The Labour government in power during the crisis period, with Gordon Brown as Prime Minister and Alistair Darling as Chancellor, did have other sources of advice. Nevertheless, as governor of the BoE, King was in an immensely powerful and influential position. It seems that his point of view managed to sway Brown, although possibly not Darling to the same degree. At the G20 meetings in late 2008, Brown was fully committed to bank recapitalization as the right answer to the crisis. Brown, in the prologue to his book, Beyond the Crash, judged that “doing nothing was not an option” and that “only one possible course of action remained.” He almost glorified the moment when he underlined twice “Recapitalize NOW”.
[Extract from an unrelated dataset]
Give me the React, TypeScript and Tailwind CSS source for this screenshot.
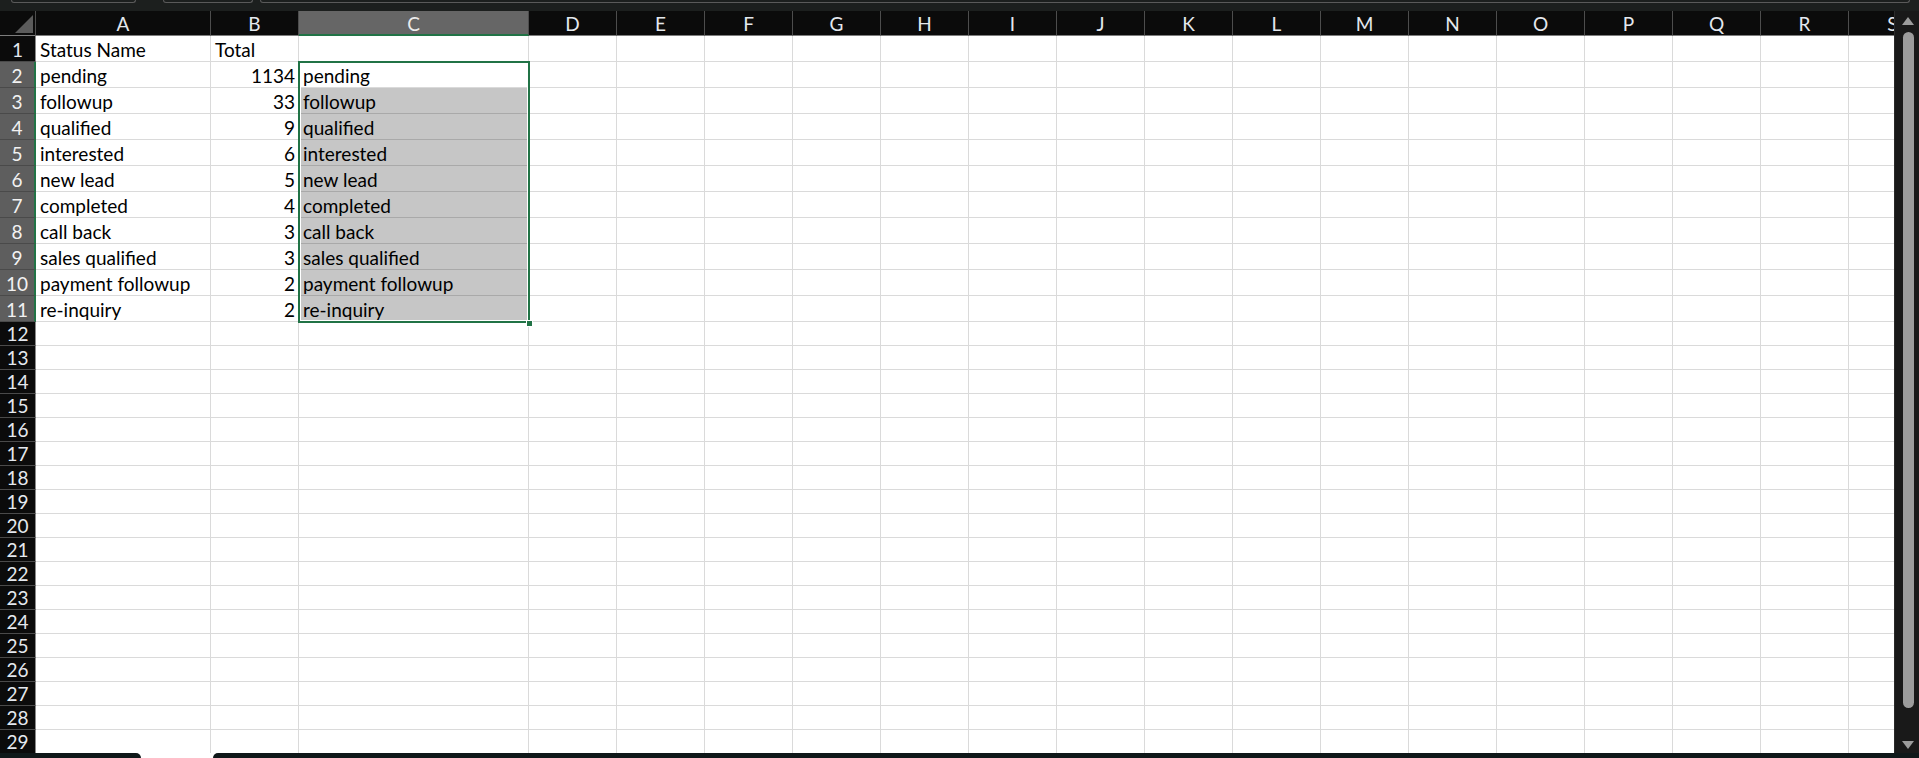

Although Brown did not like King on a personal basis, he had plainly absorbed King’s message. Both men deemed loans from the BoE to the U.K.’s commercial banks as a form of “taxpayers’ money,” and both were suspicious of banks and bankers. If extra capital was the correct response to banks’ funding strains, and if the stock market was not prepared to buy newly-issued securities from the banks, any large-scale official intervention had to take the form of capital injections from the state. If current managements and shareholders opposed such injections on the grounds that the new money diluted their interests, the British government could—and in fact did—threaten nationalization without compensation.
In short, Gordon Brown decided to indulge in a sophisticated form of bank-bashing, and perhaps surprisingly, managed to attract many like-minded souls on the international financial scene. Hardly anyone among the politicians, regulators, and central bankers in the peak supranational organizations (the BIS, the IMF, and so on) offered a word of dissent as the British argument for bank recapitalization was introduced and developed at the G20 meetings in late 2008. And so, officialdom embraced a dangerous set of pro-cyclical regulatory policies.
As Marcus Agius, chairman of Barclays, told his shareholders, the banks now faced “an existential threat”. And I would add, so did the economies that embraced the bank recapitalization mantra.